--- Dataset rows ---

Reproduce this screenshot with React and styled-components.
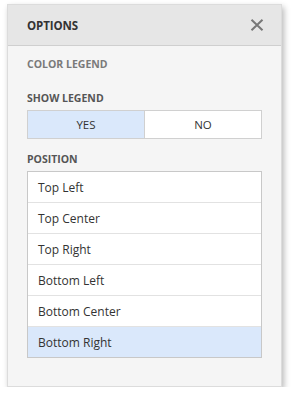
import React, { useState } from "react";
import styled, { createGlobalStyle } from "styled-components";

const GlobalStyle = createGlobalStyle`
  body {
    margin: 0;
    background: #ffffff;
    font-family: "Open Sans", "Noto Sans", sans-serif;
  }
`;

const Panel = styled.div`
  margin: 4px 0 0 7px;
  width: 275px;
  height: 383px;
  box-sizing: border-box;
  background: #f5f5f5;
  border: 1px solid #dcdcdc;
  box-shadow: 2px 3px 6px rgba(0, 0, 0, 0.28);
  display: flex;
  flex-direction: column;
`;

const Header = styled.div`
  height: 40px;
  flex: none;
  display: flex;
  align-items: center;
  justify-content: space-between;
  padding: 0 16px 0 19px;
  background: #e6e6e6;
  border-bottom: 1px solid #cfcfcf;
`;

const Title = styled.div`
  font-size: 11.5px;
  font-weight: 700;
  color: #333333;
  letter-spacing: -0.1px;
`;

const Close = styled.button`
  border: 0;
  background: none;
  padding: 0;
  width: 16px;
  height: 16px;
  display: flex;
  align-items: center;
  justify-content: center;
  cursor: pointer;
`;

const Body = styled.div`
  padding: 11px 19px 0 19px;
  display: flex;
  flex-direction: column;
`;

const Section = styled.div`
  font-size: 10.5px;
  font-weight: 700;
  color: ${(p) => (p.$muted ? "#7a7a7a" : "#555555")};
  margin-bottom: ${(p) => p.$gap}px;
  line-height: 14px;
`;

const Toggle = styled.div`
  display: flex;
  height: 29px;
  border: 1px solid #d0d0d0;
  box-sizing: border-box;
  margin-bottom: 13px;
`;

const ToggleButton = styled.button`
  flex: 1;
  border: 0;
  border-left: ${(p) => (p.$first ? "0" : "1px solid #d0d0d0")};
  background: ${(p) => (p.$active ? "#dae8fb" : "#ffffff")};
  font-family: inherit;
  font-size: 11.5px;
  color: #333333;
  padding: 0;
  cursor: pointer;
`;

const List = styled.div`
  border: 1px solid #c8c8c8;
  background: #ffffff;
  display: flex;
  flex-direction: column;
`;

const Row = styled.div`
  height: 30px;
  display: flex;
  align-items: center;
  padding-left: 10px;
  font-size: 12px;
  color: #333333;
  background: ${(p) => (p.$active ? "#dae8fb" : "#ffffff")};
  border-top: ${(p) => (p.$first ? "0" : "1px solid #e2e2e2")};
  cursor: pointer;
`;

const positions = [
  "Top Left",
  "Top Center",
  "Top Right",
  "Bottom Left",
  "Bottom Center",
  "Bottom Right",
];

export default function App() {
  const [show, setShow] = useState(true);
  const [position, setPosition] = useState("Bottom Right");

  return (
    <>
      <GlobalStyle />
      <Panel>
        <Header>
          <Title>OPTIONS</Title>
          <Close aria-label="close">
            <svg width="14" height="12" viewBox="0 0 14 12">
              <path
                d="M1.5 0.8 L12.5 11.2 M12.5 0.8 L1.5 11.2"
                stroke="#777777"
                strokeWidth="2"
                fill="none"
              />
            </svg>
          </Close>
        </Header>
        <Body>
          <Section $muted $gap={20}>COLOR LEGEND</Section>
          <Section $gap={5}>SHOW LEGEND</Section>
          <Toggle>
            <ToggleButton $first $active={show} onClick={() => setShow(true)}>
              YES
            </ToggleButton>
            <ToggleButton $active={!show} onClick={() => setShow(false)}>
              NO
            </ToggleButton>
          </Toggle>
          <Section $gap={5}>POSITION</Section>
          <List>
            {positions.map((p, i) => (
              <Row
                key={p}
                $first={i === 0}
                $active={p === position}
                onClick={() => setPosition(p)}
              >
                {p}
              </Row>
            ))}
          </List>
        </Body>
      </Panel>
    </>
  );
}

---
--- Dataset rows ---

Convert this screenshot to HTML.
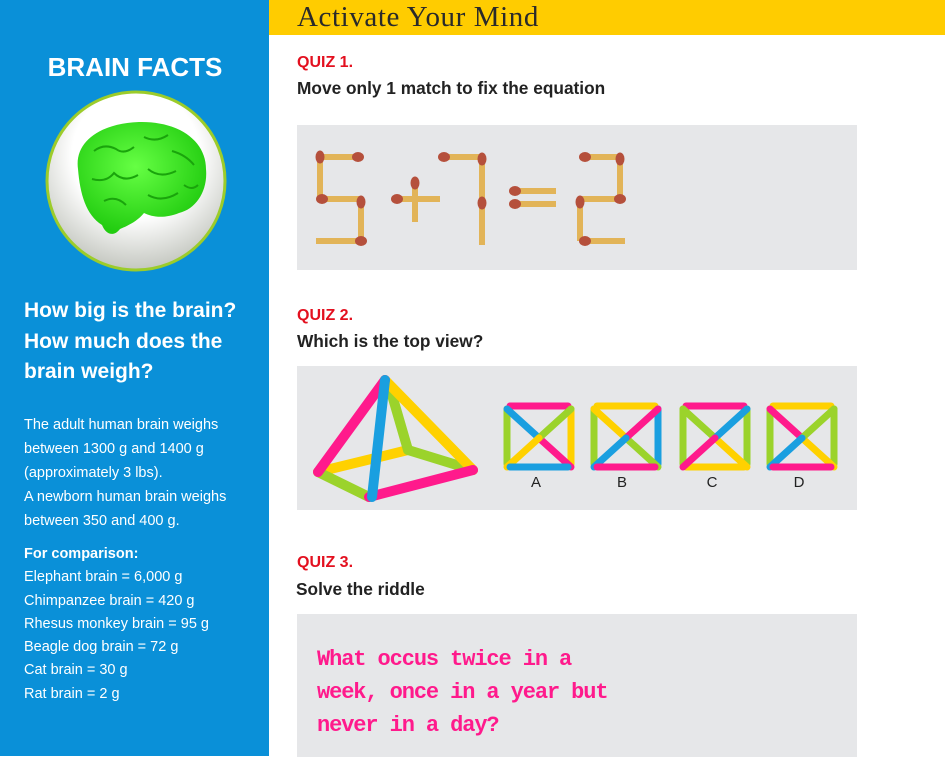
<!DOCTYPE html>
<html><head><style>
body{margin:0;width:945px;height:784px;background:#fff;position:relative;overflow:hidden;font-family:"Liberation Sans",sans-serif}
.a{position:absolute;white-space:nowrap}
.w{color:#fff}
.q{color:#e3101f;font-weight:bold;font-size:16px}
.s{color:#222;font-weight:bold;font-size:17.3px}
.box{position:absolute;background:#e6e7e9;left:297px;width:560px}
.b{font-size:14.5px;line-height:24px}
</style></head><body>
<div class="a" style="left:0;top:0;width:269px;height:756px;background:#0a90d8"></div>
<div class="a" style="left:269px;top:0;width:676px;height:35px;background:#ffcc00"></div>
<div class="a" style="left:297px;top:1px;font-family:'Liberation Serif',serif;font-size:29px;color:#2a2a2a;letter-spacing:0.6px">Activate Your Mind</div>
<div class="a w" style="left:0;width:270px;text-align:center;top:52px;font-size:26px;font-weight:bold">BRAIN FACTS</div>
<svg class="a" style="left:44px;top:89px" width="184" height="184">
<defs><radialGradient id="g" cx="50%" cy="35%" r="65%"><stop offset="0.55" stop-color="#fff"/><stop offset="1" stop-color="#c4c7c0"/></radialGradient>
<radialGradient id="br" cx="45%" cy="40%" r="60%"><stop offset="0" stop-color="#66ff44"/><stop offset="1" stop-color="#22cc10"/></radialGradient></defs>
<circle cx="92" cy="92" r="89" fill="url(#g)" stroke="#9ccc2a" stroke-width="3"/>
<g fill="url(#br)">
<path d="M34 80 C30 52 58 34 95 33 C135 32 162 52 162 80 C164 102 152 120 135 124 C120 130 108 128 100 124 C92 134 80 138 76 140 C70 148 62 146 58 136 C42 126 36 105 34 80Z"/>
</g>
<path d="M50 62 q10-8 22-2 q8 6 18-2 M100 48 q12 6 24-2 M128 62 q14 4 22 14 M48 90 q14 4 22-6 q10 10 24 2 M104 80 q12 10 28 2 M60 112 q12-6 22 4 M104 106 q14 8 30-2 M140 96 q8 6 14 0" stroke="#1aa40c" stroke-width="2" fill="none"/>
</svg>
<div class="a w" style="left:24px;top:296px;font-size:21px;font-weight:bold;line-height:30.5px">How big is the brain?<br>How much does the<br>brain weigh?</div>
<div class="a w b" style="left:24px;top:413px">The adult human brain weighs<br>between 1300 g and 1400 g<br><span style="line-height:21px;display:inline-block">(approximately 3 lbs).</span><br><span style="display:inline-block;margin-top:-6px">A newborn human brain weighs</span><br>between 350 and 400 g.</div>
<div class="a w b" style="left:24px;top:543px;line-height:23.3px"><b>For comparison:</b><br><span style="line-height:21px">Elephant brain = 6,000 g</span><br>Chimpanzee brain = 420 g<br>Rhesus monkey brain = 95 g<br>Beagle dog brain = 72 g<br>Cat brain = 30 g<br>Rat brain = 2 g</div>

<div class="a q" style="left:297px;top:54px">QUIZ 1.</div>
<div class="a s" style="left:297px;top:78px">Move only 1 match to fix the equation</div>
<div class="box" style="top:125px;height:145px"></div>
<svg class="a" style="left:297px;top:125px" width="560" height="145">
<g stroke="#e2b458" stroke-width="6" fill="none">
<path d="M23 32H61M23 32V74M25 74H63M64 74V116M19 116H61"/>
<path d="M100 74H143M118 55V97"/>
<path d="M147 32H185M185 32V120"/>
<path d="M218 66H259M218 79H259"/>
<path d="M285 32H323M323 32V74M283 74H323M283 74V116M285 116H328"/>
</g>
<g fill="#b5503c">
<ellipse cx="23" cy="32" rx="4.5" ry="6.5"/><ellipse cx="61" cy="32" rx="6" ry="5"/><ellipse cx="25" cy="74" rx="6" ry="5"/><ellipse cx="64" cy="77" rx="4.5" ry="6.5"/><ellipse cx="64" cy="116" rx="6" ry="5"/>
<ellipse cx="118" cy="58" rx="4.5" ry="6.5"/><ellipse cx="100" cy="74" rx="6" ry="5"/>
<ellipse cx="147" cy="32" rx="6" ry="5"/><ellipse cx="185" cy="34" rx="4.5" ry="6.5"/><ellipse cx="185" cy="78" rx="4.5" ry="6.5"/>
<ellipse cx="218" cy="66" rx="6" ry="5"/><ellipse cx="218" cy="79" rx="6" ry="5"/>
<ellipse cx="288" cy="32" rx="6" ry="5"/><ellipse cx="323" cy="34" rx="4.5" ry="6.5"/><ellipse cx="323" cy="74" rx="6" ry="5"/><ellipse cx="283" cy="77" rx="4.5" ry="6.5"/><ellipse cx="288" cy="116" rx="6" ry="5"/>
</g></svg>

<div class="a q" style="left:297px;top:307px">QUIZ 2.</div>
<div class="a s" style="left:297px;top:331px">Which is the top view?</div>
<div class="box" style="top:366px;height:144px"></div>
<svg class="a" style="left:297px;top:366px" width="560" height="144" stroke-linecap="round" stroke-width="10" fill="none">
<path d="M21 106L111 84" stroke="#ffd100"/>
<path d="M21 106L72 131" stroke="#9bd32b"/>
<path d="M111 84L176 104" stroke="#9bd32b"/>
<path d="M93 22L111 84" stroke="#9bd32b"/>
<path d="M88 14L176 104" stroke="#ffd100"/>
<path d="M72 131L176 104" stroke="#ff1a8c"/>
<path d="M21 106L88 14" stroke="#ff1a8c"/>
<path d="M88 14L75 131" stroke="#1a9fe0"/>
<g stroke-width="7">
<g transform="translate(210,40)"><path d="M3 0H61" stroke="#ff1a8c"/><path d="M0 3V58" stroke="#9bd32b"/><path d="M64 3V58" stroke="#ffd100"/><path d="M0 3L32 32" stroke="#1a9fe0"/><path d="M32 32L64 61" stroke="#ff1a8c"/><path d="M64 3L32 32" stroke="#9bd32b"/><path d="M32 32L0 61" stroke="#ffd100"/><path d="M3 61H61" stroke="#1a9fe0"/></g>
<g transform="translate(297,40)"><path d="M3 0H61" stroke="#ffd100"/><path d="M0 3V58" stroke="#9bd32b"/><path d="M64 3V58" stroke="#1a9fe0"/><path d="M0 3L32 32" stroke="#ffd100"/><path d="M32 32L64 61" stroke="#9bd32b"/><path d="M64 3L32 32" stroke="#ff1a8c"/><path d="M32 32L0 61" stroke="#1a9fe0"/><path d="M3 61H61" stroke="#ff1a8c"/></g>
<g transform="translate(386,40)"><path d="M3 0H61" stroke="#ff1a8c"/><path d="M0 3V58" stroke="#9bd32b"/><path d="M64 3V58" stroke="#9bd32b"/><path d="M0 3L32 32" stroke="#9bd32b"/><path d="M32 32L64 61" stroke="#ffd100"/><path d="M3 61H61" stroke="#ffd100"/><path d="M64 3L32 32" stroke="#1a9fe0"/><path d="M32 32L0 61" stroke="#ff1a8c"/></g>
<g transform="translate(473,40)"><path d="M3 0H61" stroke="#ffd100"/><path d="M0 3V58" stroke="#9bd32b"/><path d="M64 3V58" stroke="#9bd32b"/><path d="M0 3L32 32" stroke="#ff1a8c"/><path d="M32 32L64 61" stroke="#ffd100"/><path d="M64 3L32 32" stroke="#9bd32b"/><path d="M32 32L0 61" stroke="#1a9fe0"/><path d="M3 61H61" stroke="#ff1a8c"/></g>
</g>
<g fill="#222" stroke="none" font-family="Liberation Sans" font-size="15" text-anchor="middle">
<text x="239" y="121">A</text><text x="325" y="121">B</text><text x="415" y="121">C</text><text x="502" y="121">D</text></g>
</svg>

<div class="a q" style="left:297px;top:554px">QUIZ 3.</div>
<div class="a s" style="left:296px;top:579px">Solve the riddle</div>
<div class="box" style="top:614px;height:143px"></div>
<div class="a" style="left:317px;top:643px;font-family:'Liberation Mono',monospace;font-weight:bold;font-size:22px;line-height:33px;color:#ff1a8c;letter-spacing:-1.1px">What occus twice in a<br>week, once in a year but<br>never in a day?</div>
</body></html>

---

Among these entries, how many lines include the string "screenshot"? Reply with the number by itself.

> Exercise output
2